What seems to be going on in this kind of “social justice” transaction — the unspoken implication of the “symbolic acknowledgement” — is that (a) the condition of black people in 21st-century America is presumed to be one of misery and hardship, which (b) is so deep and pervasive as to require a Grand Unifying Theory of Oppression to explain it, and therefore (c) The Horrific Implications of Slavery are summoned forth as the ultimate cause of black misery, and thus (d) tear down that statue!

One might write 10,000 words explaining what’s wrong with this line of thought, but why bother? It’s not about logic, it’s about feelings — irrational sentiments which are immune to argument.
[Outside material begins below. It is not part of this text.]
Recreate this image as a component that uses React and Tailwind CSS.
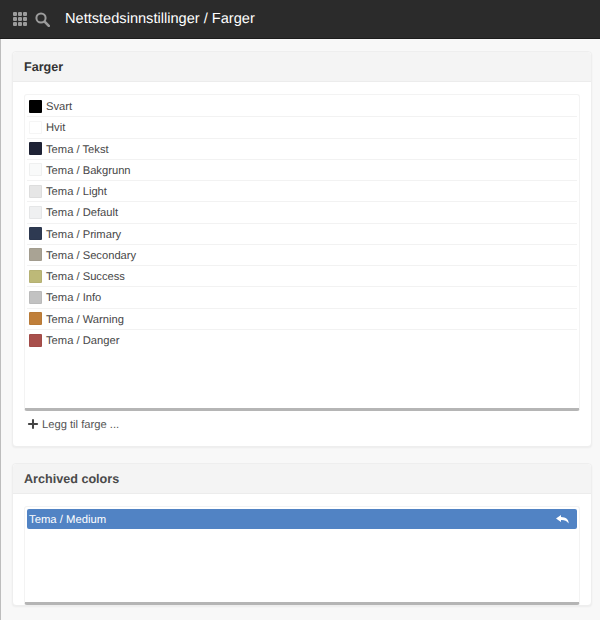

And now, as promised earlier, we return to Doctor Green who, since the mid-1980s, has been working her social-justice hustle through the tax-exempt nonprofit Center for Law and Justice.

Doctor Green has “several degrees from SUNY Albany . . . [which] include a bachelor’s in African-American studies, master’s degrees in education, social welfare and criminal justice, and a doctorate in criminal justice.” According to WTEN-TV, Doctor Green viewed the statue at City Hall as “a constant reminder of what General Schuyler did to her ancestors.”

Except he had nothing to do with her ancestors. Doctor Green was born in South Carolina. Her family later moved to upstate New York. So whoever enslaved Doctor Green’s ancestors, it wasn’t General Schuyler.

Facts, logic — these are the weapons of white supremacy! Whereas social justice relies on “symbolic acknowledgement,” but speaking for myself, I’d still rather have a cold beer. Perhaps you feel the same.